Some of the endorsements for the book are worth noting. For example, former U.S. Rep. George V. Hansen (R-Idaho), long an outspoken critic of the IRS, for which reason he was politically targeted by the Justice Department and jailed on trumped-up corruption charges that were later overturned, but only after he spent a year in prison, had this to say: “Pat Shannan uses the truth to create wonderful fiction.” And Ted Gunderson, who retired as special agent in charge of the FBI office in Los Angeles, said that Shannan’s book “provides an insight into the inner workings of an evil international shadow government that affects our lives on a daily basis.”
Softcover, 271 pages
Excerpt from page 132:
Gordon Kahl, 63, had been tracked down and shot in the back of the head in Arkansas.

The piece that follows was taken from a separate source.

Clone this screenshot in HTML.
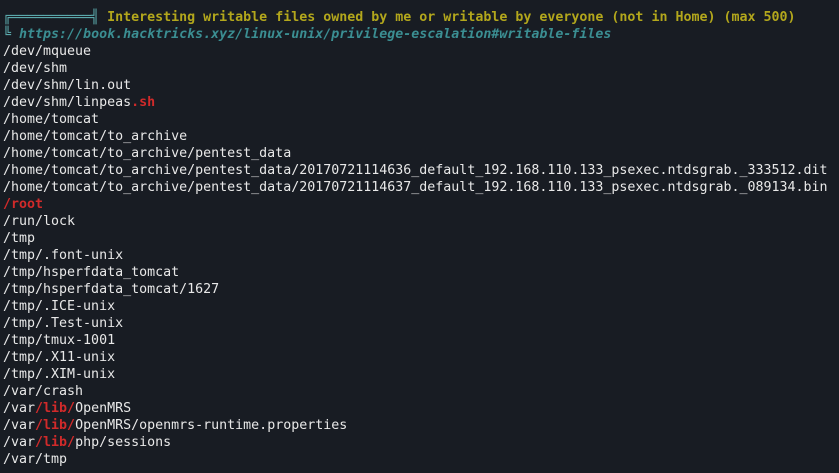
<!DOCTYPE html>
<html><head><style>
html,body{margin:0;padding:0;background:#181c23;width:839px;height:473px;overflow:hidden}
pre{margin:0;position:absolute;left:3px;top:9px;font-family:"DejaVu Sans Mono","Liberation Mono",monospace;font-size:13.3px;line-height:17px;color:#e8e8e8}
.y{color:#b3a71c;font-weight:bold}
.b{color:#5aa8ab}
.u{color:#3b8e92;font-weight:bold;font-style:italic}
.r{color:#d12a2a;font-weight:bold}
</style></head><body>
<pre><span class="b">╔══════════╣ </span><span class="y">Interesting writable files owned by me or writable by everyone (not in Home) (max 500)</span>
<span class="b">╚ </span><span class="u">https://book.hacktricks.xyz/linux-unix/privilege-escalation#writable-files</span>
/dev/mqueue
/dev/shm
/dev/shm/lin.out
/dev/shm/linpeas<span class="r">.sh</span>
/home/tomcat
/home/tomcat/to_archive
/home/tomcat/to_archive/pentest_data
/home/tomcat/to_archive/pentest_data/20170721114636_default_192.168.110.133_psexec.ntdsgrab._333512.dit
/home/tomcat/to_archive/pentest_data/20170721114637_default_192.168.110.133_psexec.ntdsgrab._089134.bin
<span class="r">/root</span>
/run/lock
/tmp
/tmp/.font-unix
/tmp/hsperfdata_tomcat
/tmp/hsperfdata_tomcat/1627
/tmp/.ICE-unix
/tmp/.Test-unix
/tmp/tmux-1001
/tmp/.X11-unix
/tmp/.XIM-unix
/var/crash
/var<span class="r">/lib/</span>OpenMRS
/var<span class="r">/lib/</span>OpenMRS/openmrs-runtime.properties
/var<span class="r">/lib/</span>php/sessions
/var/tmp</pre>
</body></html>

The remote farmhouse was torched with gasoline by federal agents. Arthur Kirk, 49, was shot in his yard by officers in Nebraska. Donald McGrath, 51, was shot and killed in his car in front of his wife and son by officers in Minnesota. Their “crimes” were all identical. They had spoken out against and had refused to pay tribute to Caesar’s new monetary policy. The federal government was laying down the ground rules for its Mafioso tactics of enforcement. Its underlying, unwritten edict was, apparently, “Obey or Die.”